TASK BRIEF: Leave out any picture and return the remaining listing below exactly as given.
>>>
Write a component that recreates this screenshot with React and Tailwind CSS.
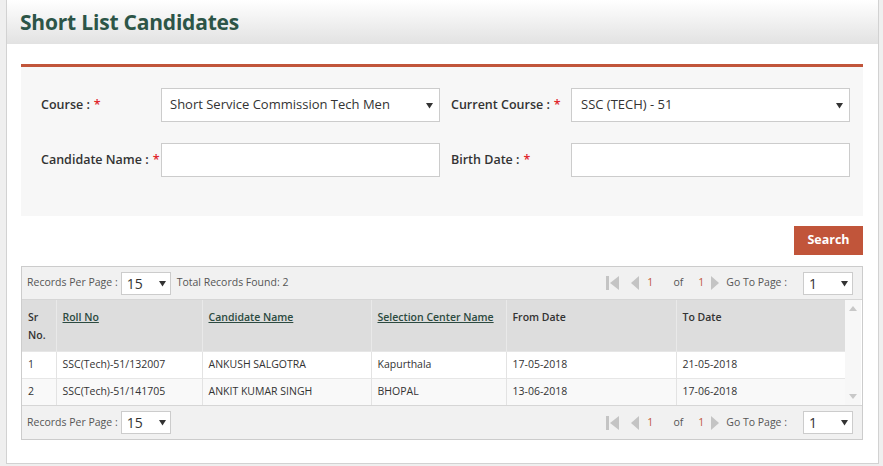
import React from "react";

const Caret = () => (
  <svg width="7" height="7" viewBox="0 0 7 7" className="shrink-0">
    <path d="M0 1h7L3.5 6.5z" fill="#333" />
  </svg>
);

function Select({ value, className }) {
  return (
    <div
      className={
        "flex items-center justify-between border border-[#cccccc] bg-white " +
        className
      }
    >
      <span>{value}</span>
      <Caret />
    </div>
  );
}

function Field({ label, right, children }) {
  return (
    <>
      <div
        className={
          "flex items-center text-[12.5px] font-semibold text-[#333] " +
          (right ? "pl-[11px]" : "")
        }
      >
        {label} :<span className="ml-[4px] text-[#e0262c]">*</span>
      </div>
      {children}
    </>
  );
}

function Pager({ total }) {
  return (
    <div
      className={
        "flex items-center bg-[#f1f1f1] px-[5px] text-[10.5px] text-[#555] " +
        (total ? "h-[32px]" : "h-[33px]")
      }
    >
      <span>Records Per Page :</span>
      <Select
        value="15"
        className="ml-[3px] h-[23px] w-[50px] pl-[5px] pr-[4px] text-[14px] text-[#333]"
      />
      {total && <span className="ml-[6px]">Total Records Found: 2</span>}
      <div className="ml-auto flex items-center">
        <svg width="14" height="16" viewBox="0 0 14 16">
          <rect x="0" y="1" width="3" height="14" fill="#c4c4c4" />
          <path d="M13 1v14L4 8z" fill="#c4c4c4" />
        </svg>
        <svg width="10" height="16" viewBox="0 0 10 16" className="ml-[10px]">
          <path d="M9 1v14L1 8z" fill="#c4c4c4" />
        </svg>
        <span className="ml-[7px] text-[#c1553a]">1</span>
        <span className="ml-[20px]">of</span>
        <span className="ml-[15px] text-[#c1553a]">1</span>
        <svg width="10" height="16" viewBox="0 0 10 16" className="ml-[6px]">
          <path d="M1 1v14L9 8z" fill="#c4c4c4" />
        </svg>
        <span className="ml-[6px]">Go To Page :</span>
        <Select
          value="1"
          className="ml-[16px] mr-[4px] h-[23px] w-[50px] pl-[5px] pr-[4px] text-[14px] text-[#333]"
        />
      </div>
    </div>
  );
}

const rows = [
  ["1", "SSC(Tech)-51/132007", "ANKUSH SALGOTRA", "Kapurthala", "17-05-2018", "21-05-2018"],
  ["2", "SSC(Tech)-51/141705", "ANKIT KUMAR SINGH", "BHOPAL", "13-06-2018", "17-06-2018"],
];

const cols = [
  { w: "w-[34px]", label: "Sr No." },
  { w: "w-[146px]", label: "Roll No", link: true },
  { w: "w-[169px]", label: "Candidate Name", link: true },
  { w: "w-[135px]", label: "Selection Center Name", link: true },
  { w: "w-[170px]", label: "From Date" },
  { w: "w-[169px]", label: "To Date" },
];

export default function App() {
  return (
    <div
      className="h-[466px] w-[883px] overflow-hidden bg-[#efefef] pl-[6px] pr-[4px]"
      style={{ fontFamily: '"Open Sans", "Noto Sans", sans-serif' }}
    >
      <div className="h-[464px] border border-t-0 border-[#d2d2d2] bg-white">
        <div className="flex h-[44px] items-center bg-gradient-to-b from-white to-[#e2e2e2] pl-[13px] pt-[2px]">
          <h1 className="text-[21px] font-bold tracking-[-0.2px] text-[#2c5547]">
            Short List Candidates
          </h1>
        </div>

        <div className="pl-[14px] pr-[15px] pt-[20px]">
          <div className="h-[3px] bg-[#c1553a]" />
          <div className="grid grid-cols-[120px_279px_131px_279px] gap-y-[21px] bg-[#f7f7f7] pb-[39px] pl-[20px] pt-[21px]">
            <Field label="Course">
              <Select
                value="Short Service Commission Tech Men"
                className="h-[34px] pl-[8px] pr-[6px] text-[13px] text-[#333]"
              />
            </Field>
            <Field label="Current Course" right>
              <Select
                value="SSC (TECH) - 51"
                className="h-[34px] pl-[9px] pr-[6px] text-[13px] text-[#333]"
              />
            </Field>
            <Field label="Candidate Name">
              <div className="h-[34px] border border-[#cccccc] bg-white" />
            </Field>
            <Field label="Birth Date" right>
              <div className="h-[34px] border border-[#cccccc] bg-white" />
            </Field>
          </div>

          <div className="flex justify-end pt-[10px]">
            <button className="h-[29px] w-[69px] bg-[#c1553a] text-[12.5px] font-bold text-white">
              Search
            </button>
          </div>

          <div className="mt-[11px] border border-[#cccccc]">
            <Pager total />
            <div className="flex border-t border-[#d6d6d6]">
              <table className="table-fixed border-collapse text-[10.5px] text-[#333]">
                <thead>
                  <tr className="h-[51px] bg-[#dddddd]">
                    {cols.map((c) => (
                      <th
                        key={c.label}
                        className={
                          c.w +
                          " border-l border-[#e9e9e9] px-[6px] pt-[8px] text-left align-top font-semibold leading-[18px] first:border-l-0"
                        }
                      >
                        {c.link ? (
                          <span className="whitespace-nowrap text-[#2c4a40] underline">
                            {c.label}
                          </span>
                        ) : c.label === "Sr No." ? (
                          <>
                            Sr
                            <br />
                            No.
                          </>
                        ) : (
                          c.label
                        )}
                      </th>
                    ))}
                  </tr>
                </thead>
                <tbody>
                  {rows.map((r, i) => (
                    <tr
                      key={i}
                      className={
                        "h-[27px] border-t border-[#e6e6e6] " +
                        (i === 1 ? "bg-[#f9f9f9]" : "bg-white")
                      }
                    >
                      {r.map((v, j) => (
                        <td
                          key={j}
                          className="border-l border-[#e3e3e3] px-[6px] first:border-l-0"
                        >
                          {v}
                        </td>
                      ))}
                    </tr>
                  ))}
                </tbody>
              </table>
              <div className="flex w-[16px] flex-col items-center justify-between bg-[#f7f7f7] py-[6px]">
                <svg width="8" height="5" viewBox="0 0 8 5">
                  <path d="M0 5h8L4 0z" fill="#c8c8c8" />
                </svg>
                <svg width="8" height="5" viewBox="0 0 8 5">
                  <path d="M0 0h8L4 5z" fill="#c8c8c8" />
                </svg>
              </div>
            </div>
            <div className="border-t border-[#d6d6d6]">
              <Pager />
            </div>
          </div>
        </div>
      </div>
    </div>
  );
}
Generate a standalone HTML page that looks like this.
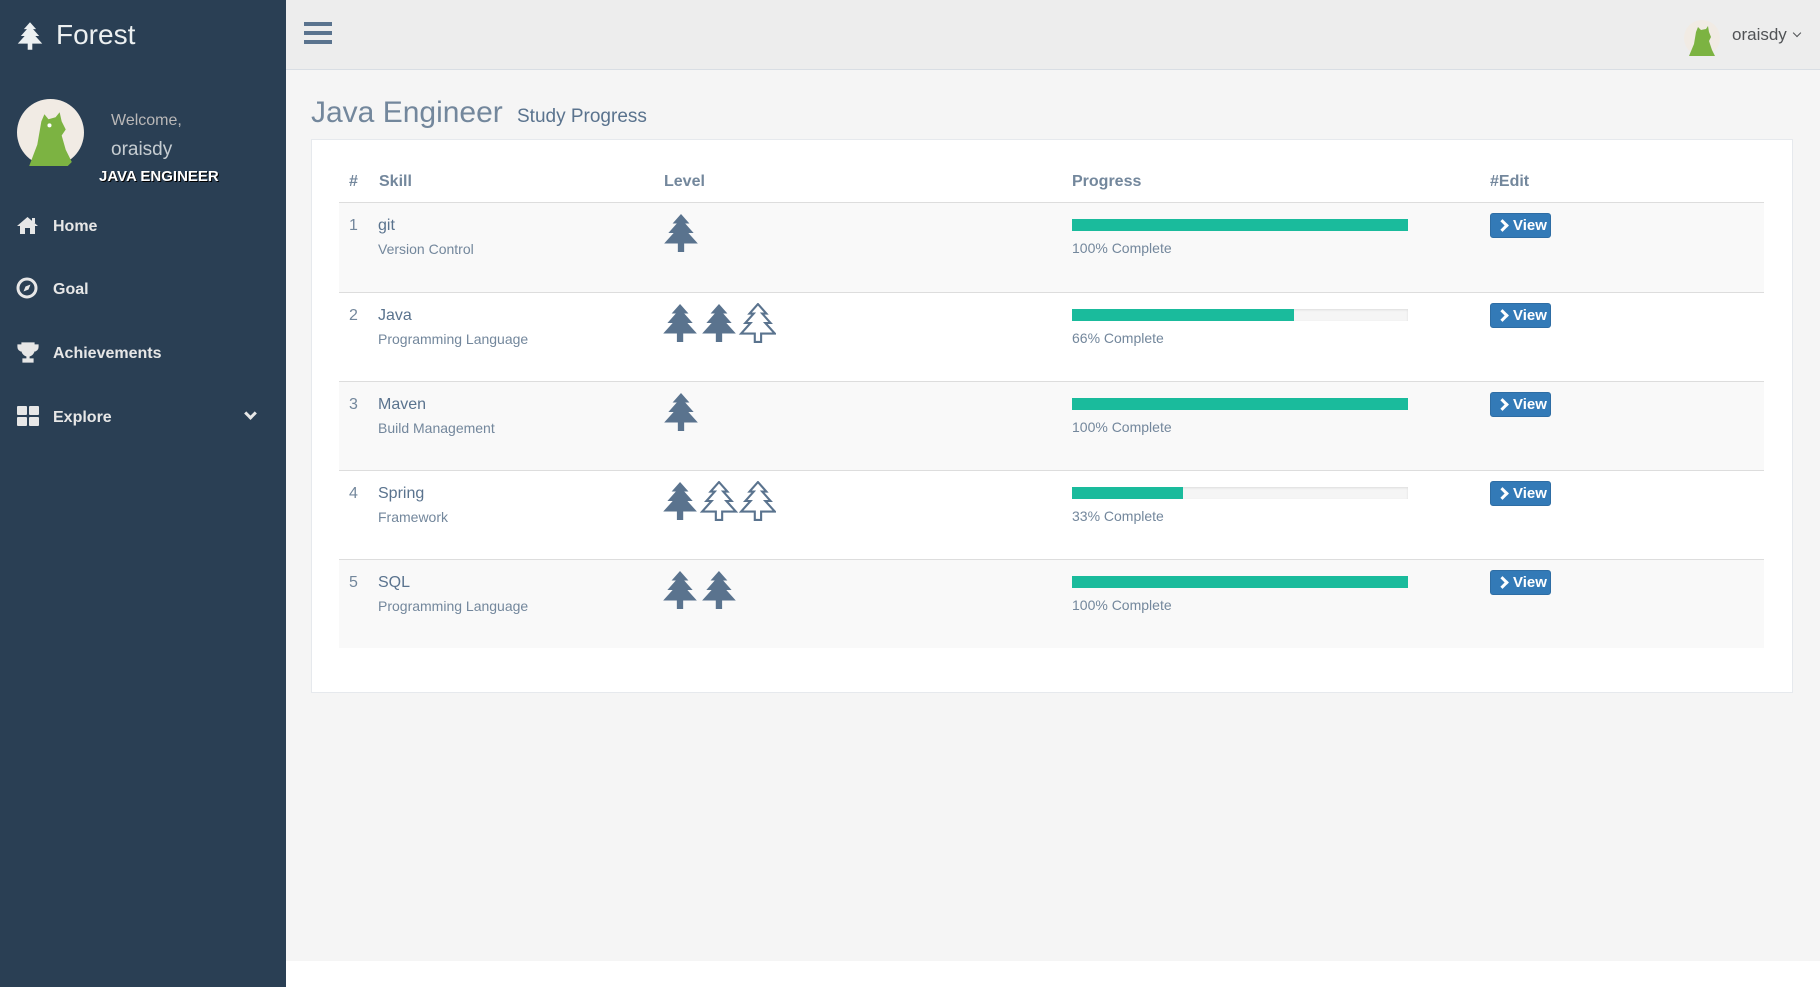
<<<
REPLY TO THE TASK:
Write a component that recreates this screenshot with React and Tailwind CSS.
import React from "react";

const Caret = () => (
  <svg width="7" height="7" viewBox="0 0 7 7" className="shrink-0">
    <path d="M0 1h7L3.5 6.5z" fill="#333" />
  </svg>
);

function Select({ value, className }) {
  return (
    <div
      className={
        "flex items-center justify-between border border-[#cccccc] bg-white " +
        className
      }
    >
      <span>{value}</span>
      <Caret />
    </div>
  );
}

function Field({ label, right, children }) {
  return (
    <>
      <div
        className={
          "flex items-center text-[12.5px] font-semibold text-[#333] " +
          (right ? "pl-[11px]" : "")
        }
      >
        {label} :<span className="ml-[4px] text-[#e0262c]">*</span>
      </div>
      {children}
    </>
  );
}

function Pager({ total }) {
  return (
    <div
      className={
        "flex items-center bg-[#f1f1f1] px-[5px] text-[10.5px] text-[#555] " +
        (total ? "h-[32px]" : "h-[33px]")
      }
    >
      <span>Records Per Page :</span>
      <Select
        value="15"
        className="ml-[3px] h-[23px] w-[50px] pl-[5px] pr-[4px] text-[14px] text-[#333]"
      />
      {total && <span className="ml-[6px]">Total Records Found: 2</span>}
      <div className="ml-auto flex items-center">
        <svg width="14" height="16" viewBox="0 0 14 16">
          <rect x="0" y="1" width="3" height="14" fill="#c4c4c4" />
          <path d="M13 1v14L4 8z" fill="#c4c4c4" />
        </svg>
        <svg width="10" height="16" viewBox="0 0 10 16" className="ml-[10px]">
          <path d="M9 1v14L1 8z" fill="#c4c4c4" />
        </svg>
        <span className="ml-[7px] text-[#c1553a]">1</span>
        <span className="ml-[20px]">of</span>
        <span className="ml-[15px] text-[#c1553a]">1</span>
        <svg width="10" height="16" viewBox="0 0 10 16" className="ml-[6px]">
          <path d="M1 1v14L9 8z" fill="#c4c4c4" />
        </svg>
        <span className="ml-[6px]">Go To Page :</span>
        <Select
          value="1"
          className="ml-[16px] mr-[4px] h-[23px] w-[50px] pl-[5px] pr-[4px] text-[14px] text-[#333]"
        />
      </div>
    </div>
  );
}

const rows = [
  ["1", "SSC(Tech)-51/132007", "ANKUSH SALGOTRA", "Kapurthala", "17-05-2018", "21-05-2018"],
  ["2", "SSC(Tech)-51/141705", "ANKIT KUMAR SINGH", "BHOPAL", "13-06-2018", "17-06-2018"],
];

const cols = [
  { w: "w-[34px]", label: "Sr No." },
  { w: "w-[146px]", label: "Roll No", link: true },
  { w: "w-[169px]", label: "Candidate Name", link: true },
  { w: "w-[135px]", label: "Selection Center Name", link: true },
  { w: "w-[170px]", label: "From Date" },
  { w: "w-[169px]", label: "To Date" },
];

export default function App() {
  return (
    <div
      className="h-[466px] w-[883px] overflow-hidden bg-[#efefef] pl-[6px] pr-[4px]"
      style={{ fontFamily: '"Open Sans", "Noto Sans", sans-serif' }}
    >
      <div className="h-[464px] border border-t-0 border-[#d2d2d2] bg-white">
        <div className="flex h-[44px] items-center bg-gradient-to-b from-white to-[#e2e2e2] pl-[13px] pt-[2px]">
          <h1 className="text-[21px] font-bold tracking-[-0.2px] text-[#2c5547]">
            Short List Candidates
          </h1>
        </div>

        <div className="pl-[14px] pr-[15px] pt-[20px]">
          <div className="h-[3px] bg-[#c1553a]" />
          <div className="grid grid-cols-[120px_279px_131px_279px] gap-y-[21px] bg-[#f7f7f7] pb-[39px] pl-[20px] pt-[21px]">
            <Field label="Course">
              <Select
                value="Short Service Commission Tech Men"
                className="h-[34px] pl-[8px] pr-[6px] text-[13px] text-[#333]"
              />
            </Field>
            <Field label="Current Course" right>
              <Select
                value="SSC (TECH) - 51"
                className="h-[34px] pl-[9px] pr-[6px] text-[13px] text-[#333]"
              />
            </Field>
            <Field label="Candidate Name">
              <div className="h-[34px] border border-[#cccccc] bg-white" />
            </Field>
            <Field label="Birth Date" right>
              <div className="h-[34px] border border-[#cccccc] bg-white" />
            </Field>
          </div>

          <div className="flex justify-end pt-[10px]">
            <button className="h-[29px] w-[69px] bg-[#c1553a] text-[12.5px] font-bold text-white">
              Search
            </button>
          </div>

          <div className="mt-[11px] border border-[#cccccc]">
            <Pager total />
            <div className="flex border-t border-[#d6d6d6]">
              <table className="table-fixed border-collapse text-[10.5px] text-[#333]">
                <thead>
                  <tr className="h-[51px] bg-[#dddddd]">
                    {cols.map((c) => (
                      <th
                        key={c.label}
                        className={
                          c.w +
                          " border-l border-[#e9e9e9] px-[6px] pt-[8px] text-left align-top font-semibold leading-[18px] first:border-l-0"
                        }
                      >
                        {c.link ? (
                          <span className="whitespace-nowrap text-[#2c4a40] underline">
                            {c.label}
                          </span>
                        ) : c.label === "Sr No." ? (
                          <>
                            Sr
                            <br />
                            No.
                          </>
                        ) : (
                          c.label
                        )}
                      </th>
                    ))}
                  </tr>
                </thead>
                <tbody>
                  {rows.map((r, i) => (
                    <tr
                      key={i}
                      className={
                        "h-[27px] border-t border-[#e6e6e6] " +
                        (i === 1 ? "bg-[#f9f9f9]" : "bg-white")
                      }
                    >
                      {r.map((v, j) => (
                        <td
                          key={j}
                          className="border-l border-[#e3e3e3] px-[6px] first:border-l-0"
                        >
                          {v}
                        </td>
                      ))}
                    </tr>
                  ))}
                </tbody>
              </table>
              <div className="flex w-[16px] flex-col items-center justify-between bg-[#f7f7f7] py-[6px]">
                <svg width="8" height="5" viewBox="0 0 8 5">
                  <path d="M0 5h8L4 0z" fill="#c8c8c8" />
                </svg>
                <svg width="8" height="5" viewBox="0 0 8 5">
                  <path d="M0 0h8L4 5z" fill="#c8c8c8" />
                </svg>
              </div>
            </div>
            <div className="border-t border-[#d6d6d6]">
              <Pager />
            </div>
          </div>
        </div>
      </div>
    </div>
  );
}
Generate a standalone HTML page that looks like this.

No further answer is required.